Um homem conhecido como “o paciente de Genebra” mostra sinais de remissão do HIV a longo prazo após receber um transplante de medula óssea, um caso único que abre novas possibilidades de pesquisa.
A novidade é que a medula óssea que esse paciente recebeu não possui uma mutação já detectada por cientistas, que consegue bloquear o vírus.
O caso foi apresentado nesta quinta-feira em Brisbane, na Austrália, antes da Conferência da Sociedade Internacional de Aids, que começa no país no próximo domingo.
Anteriormente, outras cinco pessoas já haviam sido consideradas curadas da infecção pelo HIV após receberem um transplante de medula óssea.
Todos os pacientes tinham uma situação muito particular em comum: sofriam de câncer no sangue e se beneficiaram de um transplante de células-tronco que renovou profundamente seus sistemas imunológicos.
Mas em todos os casos anteriores, o doador selecionado tinha uma mutação rara, em um gene conhecido como CCR5 delta 32, que impede o HIV de entrar nas células.
Para o “paciente de Genebra”, a situação é diferente: em 2018, para tratar uma forma particularmente agressiva de leucemia, ele se beneficiou de um transplante de células-tronco. Só que de um doador que não carregava a famosa mutação CCR5.
Nenhum traço do vírus
Vinte meses após interromper o tratamento antirretroviral, o vírus permanece indetectável em seu corpo.
O paciente é tratado pelos Hospitais Universitários de Genebra, em colaboração com o Instituto Pasteur, o Instituto Cochin e o consórcio internacional IciStem.
Seu tratamento antirretroviral foi suspenso e descontinuado permanentemente em novembro de 2021.
As equipas científicas não descartam que o vírus ainda persista, mas consideram que se trata de uma nova forma de remissão da infecção pelo HIV.
Dois casos anteriores, conhecidos como “pacientes de Boston”, também receberam células-tronco normais durante seus transplantes.
Mas, em ambos os casos, o vírus voltou alguns meses depois que eles pararam de tomar os antirretrovirais. Isso porque o HIV permanece em estados de “dormência”, escondido do tratamento no organismo.
Asier Saez-Cirion, cientista espanhol do Instituto Pasteur, da França, que apresentou o caso do paciente de Genebra, em Brisbane, disse que, se não houver sinais do vírus após 12 meses, “a probabilidade de que seja indetectável no futuro aumenta significativamente “.
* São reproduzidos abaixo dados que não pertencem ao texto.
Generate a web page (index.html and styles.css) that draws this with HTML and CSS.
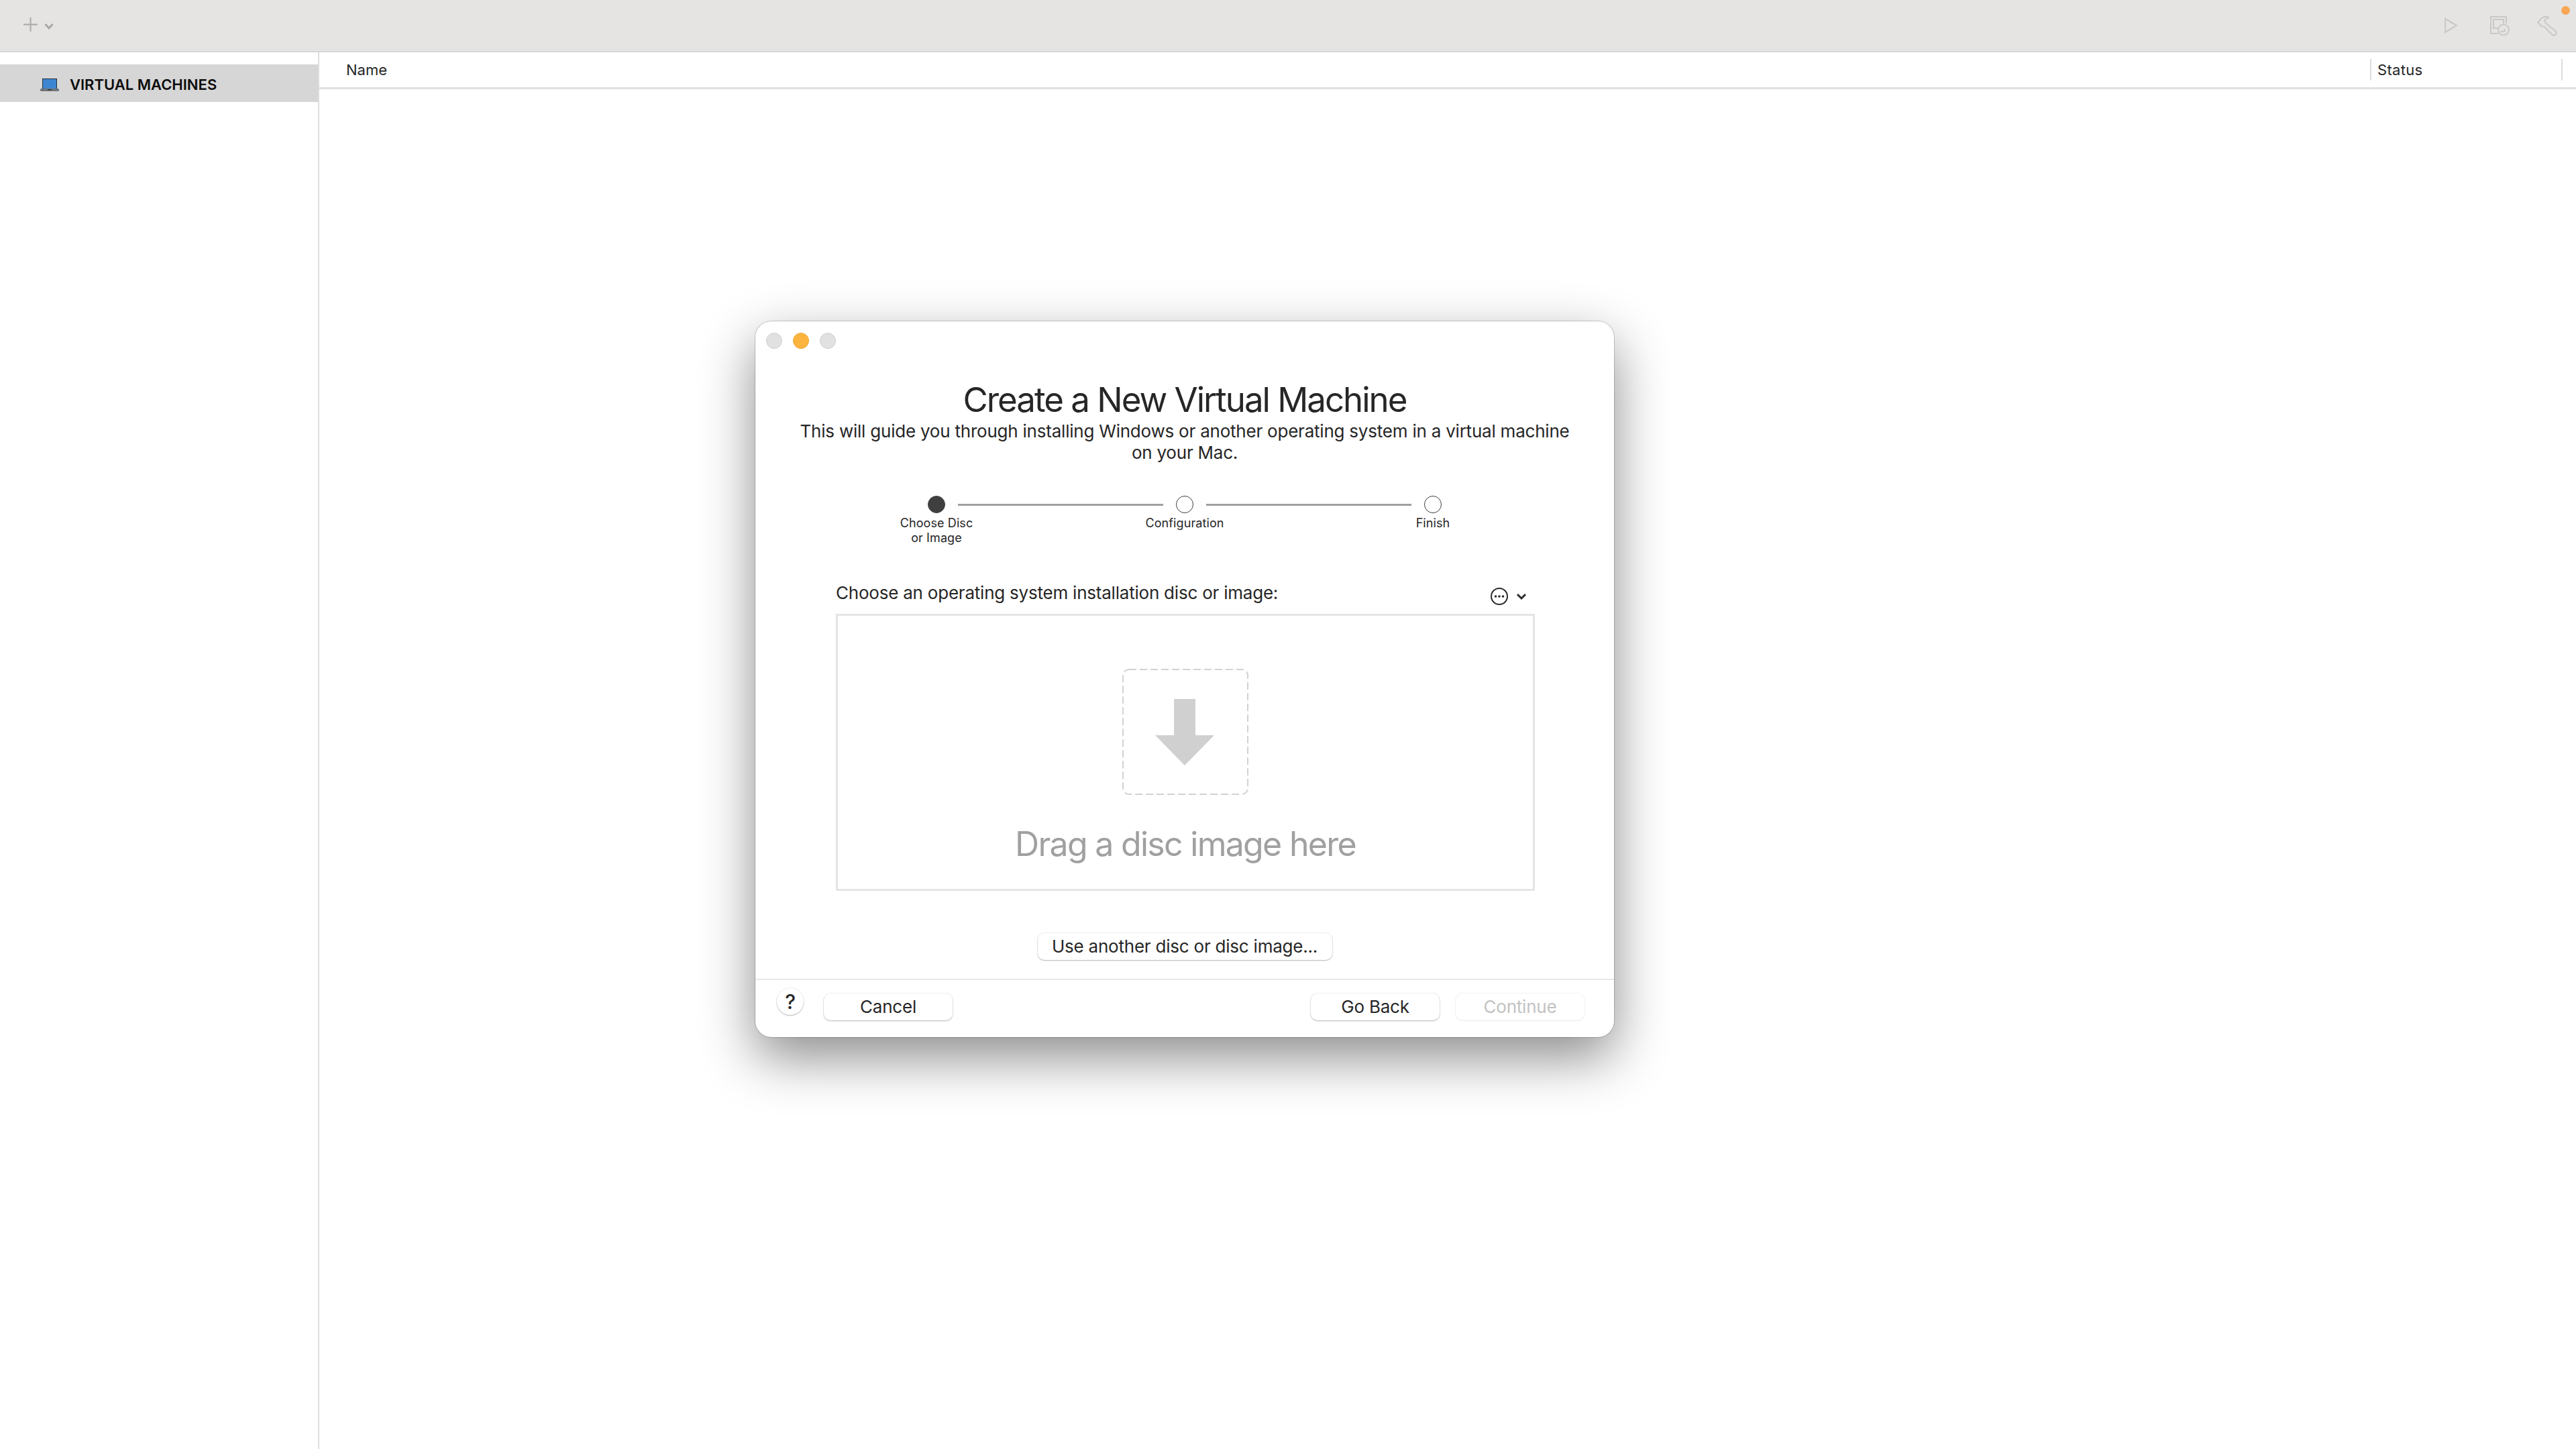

Existem algumas explicações possíveis para o motivo pelo qual o paciente de Genebra permanece livre do HIV, disse Saez-Cirion.
“Nesse caso específico, talvez o transplante tenha eliminado todas as células infectadas sem a necessidade da famosa mutação”, disse.
“Ou talvez seu tratamento imunossupressor, necessário após o transplante, tenha desempenhado um papel importante”, acrescentou.
Sharon Lewin, presidente da Sociedade Internacional para AIDS, que organizou a conferência científica sobre HIV em Brisbane, chamou o caso de “promissor”.
“Mas aprendemos com os pacientes de Boston que mesmo uma única” partícula de vírus pode causar um rebote no HIV, alertou.
“Esse indivíduo em particular precisará ser monitorado de perto nos próximos meses e anos”, disse ela.
Embora esses casos de remissão de longo prazo aumentem a esperança de que um dia a infecção pelo HIV possa realmente ser curado, o procedimento brutal e arriscado do transplante de medula óssea não é uma opção para os milhões de pessoas que vivem com o vírus em todo o mundo.
Mas esse paciente aumenta a esperança de que os casos de remissão possam apontar para novos caminhos de pesquisa, como o papel potencial desempenhado pelos tratamentos imunossupressores.
Saez-Cirion disse que o caso também encorajou os pesquisadores a continuar estudando células imunes inatas, que atuam como a primeira linha de defesa contra vários patógenos.
De sua parte, o paciente de Genebra disse que agora “olha para o futuro”.